> Material to process:
+ + +
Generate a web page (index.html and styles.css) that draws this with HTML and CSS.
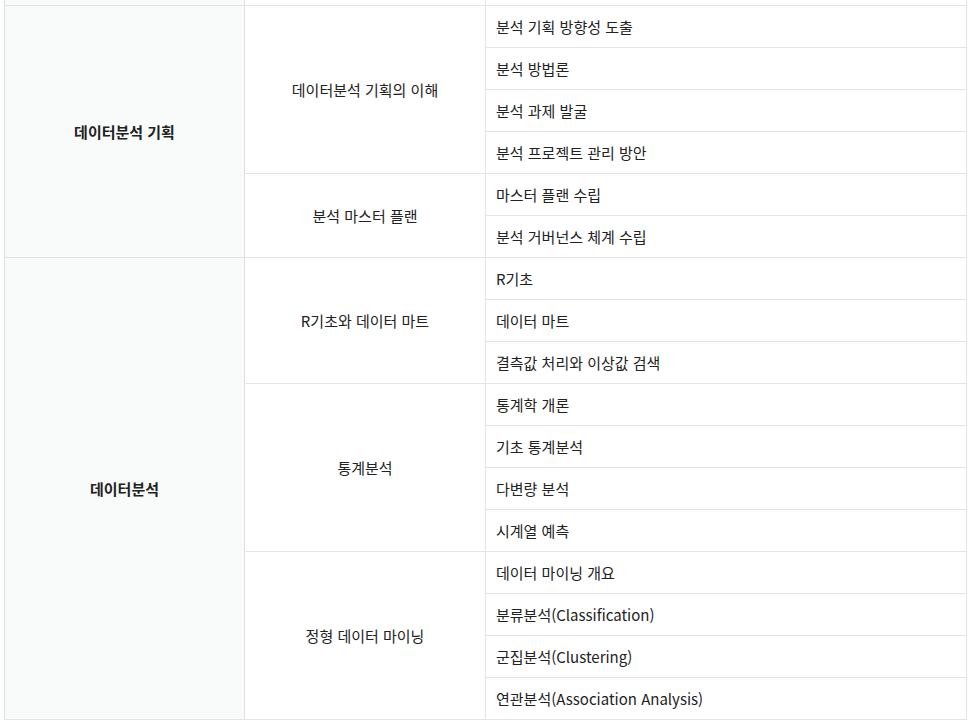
FILE: index.html
```html
<!DOCTYPE html>
<html lang="ko">
<head>
<meta charset="utf-8">
<link rel="stylesheet" href="styles.css">
</head>
<body>
<div class="wrap">
<table class="curri">
  <colgroup><col class="c1"><col class="c2"><col class="c3"></colgroup>
  <tbody>
    <tr class="prev"><th></th><td class="mid"></td><td class="item"></td></tr>
    <tr><th rowspan="6">데이터분석 기획</th><td class="mid" rowspan="4">데이터분석 기획의 이해</td><td class="item">분석 기획 방향성 도출</td></tr>
    <tr><td class="item">분석 방법론</td></tr>
    <tr><td class="item">분석 과제 발굴</td></tr>
    <tr><td class="item">분석 프로젝트 관리 방안</td></tr>
    <tr><td class="mid" rowspan="2">분석 마스터 플랜</td><td class="item">마스터 플랜 수립</td></tr>
    <tr><td class="item">분석 거버넌스 체계 수립</td></tr>
    <tr><th rowspan="11">데이터분석</th><td class="mid" rowspan="3">R기초와 데이터 마트</td><td class="item">R기초</td></tr>
    <tr><td class="item">데이터 마트</td></tr>
    <tr><td class="item">결측값 처리와 이상값 검색</td></tr>
    <tr><td class="mid" rowspan="4">통계분석</td><td class="item">통계학 개론</td></tr>
    <tr><td class="item">기초 통계분석</td></tr>
    <tr><td class="item">다변량 분석</td></tr>
    <tr><td class="item">시계열 예측</td></tr>
    <tr><td class="mid" rowspan="4">정형 데이터 마이닝</td><td class="item">데이터 마이닝 개요</td></tr>
    <tr><td class="item">분류분석(Classification)</td></tr>
    <tr><td class="item">군집분석(Clustering)</td></tr>
    <tr><td class="item">연관분석(Association Analysis)</td></tr>
  </tbody>
</table>
</div>
</body>
</html>
```

FILE: styles.css
```css
html, body {
  margin: 0;
  padding: 0;
  background: #ffffff;
}
.wrap {
  padding-left: 4px;
  width: 963px;
}
.curri {
  border-collapse: collapse;
  width: 963px;
  table-layout: fixed;
  margin-top: -37px;
  font-family: "Noto Sans CJK KR", "Noto Sans", sans-serif;
  font-size: 15px;
  color: #222;
  border-left: 1px solid #dcdfe6;
  border-right: 1px solid #dcdfe6;
  border-bottom: 1px solid #dcdfe6;
}
.c1 { width: 240px; }
.c2 { width: 241px; }
.c3 { width: auto; }
.curri tr { height: 42px; }
.curri th,
.curri td {
  border: 1px solid #e4e4e4;
  padding: 0 10px;
  height: 41px;
  box-sizing: border-box;
  line-height: 20px;
}
.curri th {
  background: #f9fbfa;
  font-weight: 700;
  text-align: center;
  border-right-color: #dcdfe6;
  border-left-color: #dcdfe6;
}
.curri td.mid {
  text-align: center;
  font-weight: 400;
}
.curri td.item {
  text-align: left;
}
```
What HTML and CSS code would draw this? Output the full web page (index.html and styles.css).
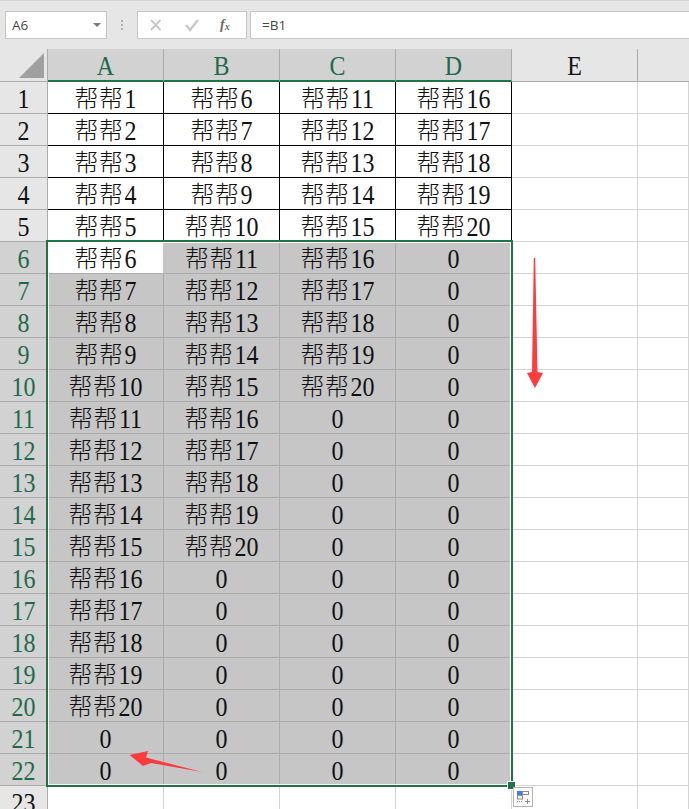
+ + +
Repeat the records in full, exactly as they appear, without the pictures.

Generate a web page (index.html and styles.css) that draws this with HTML and CSS.
FILE: index.html
```html
<!DOCTYPE html>
<html lang="ko">
<head>
<meta charset="utf-8">
<link rel="stylesheet" href="styles.css">
</head>
<body>
<div class="wrap">
<table class="curri">
  <colgroup><col class="c1"><col class="c2"><col class="c3"></colgroup>
  <tbody>
    <tr class="prev"><th></th><td class="mid"></td><td class="item"></td></tr>
    <tr><th rowspan="6">데이터분석 기획</th><td class="mid" rowspan="4">데이터분석 기획의 이해</td><td class="item">분석 기획 방향성 도출</td></tr>
    <tr><td class="item">분석 방법론</td></tr>
    <tr><td class="item">분석 과제 발굴</td></tr>
    <tr><td class="item">분석 프로젝트 관리 방안</td></tr>
    <tr><td class="mid" rowspan="2">분석 마스터 플랜</td><td class="item">마스터 플랜 수립</td></tr>
    <tr><td class="item">분석 거버넌스 체계 수립</td></tr>
    <tr><th rowspan="11">데이터분석</th><td class="mid" rowspan="3">R기초와 데이터 마트</td><td class="item">R기초</td></tr>
    <tr><td class="item">데이터 마트</td></tr>
    <tr><td class="item">결측값 처리와 이상값 검색</td></tr>
    <tr><td class="mid" rowspan="4">통계분석</td><td class="item">통계학 개론</td></tr>
    <tr><td class="item">기초 통계분석</td></tr>
    <tr><td class="item">다변량 분석</td></tr>
    <tr><td class="item">시계열 예측</td></tr>
    <tr><td class="mid" rowspan="4">정형 데이터 마이닝</td><td class="item">데이터 마이닝 개요</td></tr>
    <tr><td class="item">분류분석(Classification)</td></tr>
    <tr><td class="item">군집분석(Clustering)</td></tr>
    <tr><td class="item">연관분석(Association Analysis)</td></tr>
  </tbody>
</table>
</div>
</body>
</html>
```

FILE: styles.css
```css
html, body {
  margin: 0;
  padding: 0;
  background: #ffffff;
}
.wrap {
  padding-left: 4px;
  width: 963px;
}
.curri {
  border-collapse: collapse;
  width: 963px;
  table-layout: fixed;
  margin-top: -37px;
  font-family: "Noto Sans CJK KR", "Noto Sans", sans-serif;
  font-size: 15px;
  color: #222;
  border-left: 1px solid #dcdfe6;
  border-right: 1px solid #dcdfe6;
  border-bottom: 1px solid #dcdfe6;
}
.c1 { width: 240px; }
.c2 { width: 241px; }
.c3 { width: auto; }
.curri tr { height: 42px; }
.curri th,
.curri td {
  border: 1px solid #e4e4e4;
  padding: 0 10px;
  height: 41px;
  box-sizing: border-box;
  line-height: 20px;
}
.curri th {
  background: #f9fbfa;
  font-weight: 700;
  text-align: center;
  border-right-color: #dcdfe6;
  border-left-color: #dcdfe6;
}
.curri td.mid {
  text-align: center;
  font-weight: 400;
}
.curri td.item {
  text-align: left;
}
```
What HTML and CSS code would draw this? Output the full web page (index.html and styles.css).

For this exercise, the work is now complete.